Iron Age Museum in Tabriz to be equipped, organized

December 31, 2020 - 0:48

TEHRAN-The Iron Age Museum in Tabriz, northwestern East Azarbaijan province, is planned to be equipped and organized, provincial tourism chief has said. 

Established in 2006, the museum is built over an Iron-Age cemetery and archaeological site. The burial site was uncovered in 1997 during the reconstruction of the nearby Blue Mosque. 

As one of the most different museums in Tabriz, the Iron Age Museum embraces 38 ancient tombs, in which the bodies are buried as embryos, Ahmad Hamzehzadeh said on Wednesday. 

“The archeological site is a cemetery belonging to the Iron Age and the first millennium BC and excavations have uncovered Iron Age tombs containing human skeletons and pottery, as well as decorative metal and bone objects,” the official added. 

Iron Age is widely considered as the final technological and cultural stage in the Stone–Bronze–Iron Age sequence. The date of the full Iron Age, in which this metal, for the most part, replaced bronze in implements and weapons, varied geographically, beginning in West Asia and southeastern Europe about 1200 BC but in China not until about 600 BC, according to the Encyclopedia Britannica.

Although in West Asia iron had limited use as a scarce and precious metal as early as 3,000 BC, there is no indication that people at that time recognized its superior qualities over those of bronze.

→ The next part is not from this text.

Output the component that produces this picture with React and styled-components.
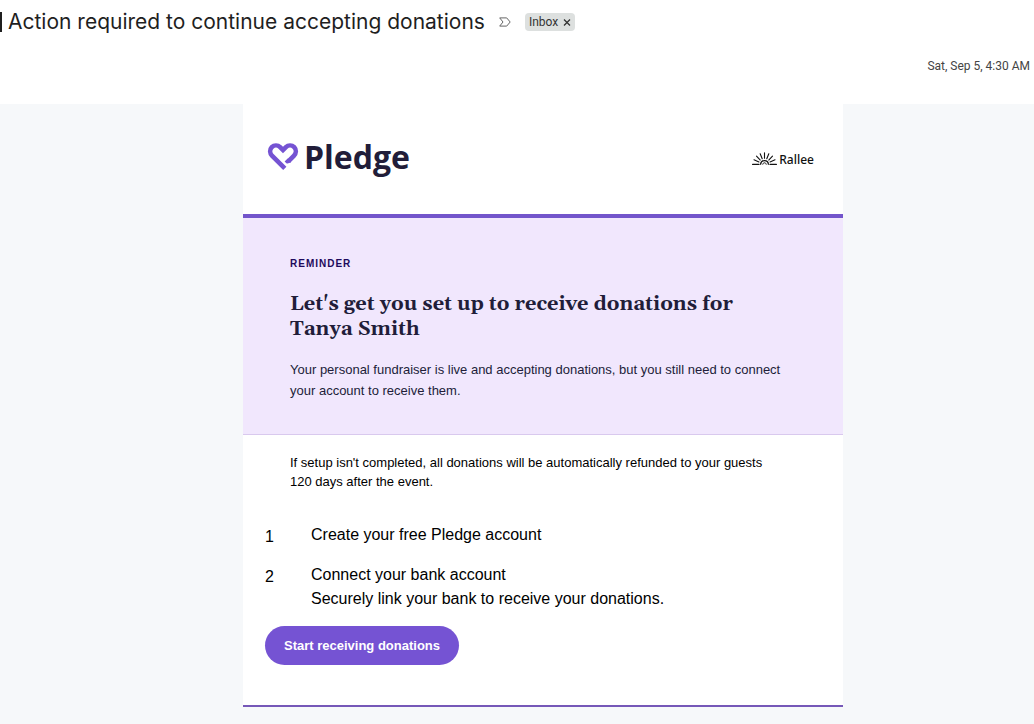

Soaked in history and culture for millennia, Tabriz, which is the capital of East Azarbaijan, embraces several historical and religious sites, including the Jameh Mosque of Tabriz and Arg of Tabriz, and UNESCO-registered Tabriz Historic Bazaar Complex to name a few. The city became the capital of the Mongol Il-Khan Mahmud Gazan (1295–1304) and his successor. Timur (Tamerlane), a Turkic conqueror, took it in 1392. Some decades later the Kara Koyunlu Turkmen made it their capital, it was when the famous Blue Mosque was built in Tabriz.

The city retained its administrative status under the Safavid dynasty until 1548, when Shah Tahmasp I relocated his capital westward to Qazvin. During the next two centuries, Tabriz changed hands several times between Persia and the Ottoman Empire. During World War I, the city was temporarily occupied by Turkish and then Soviet troops.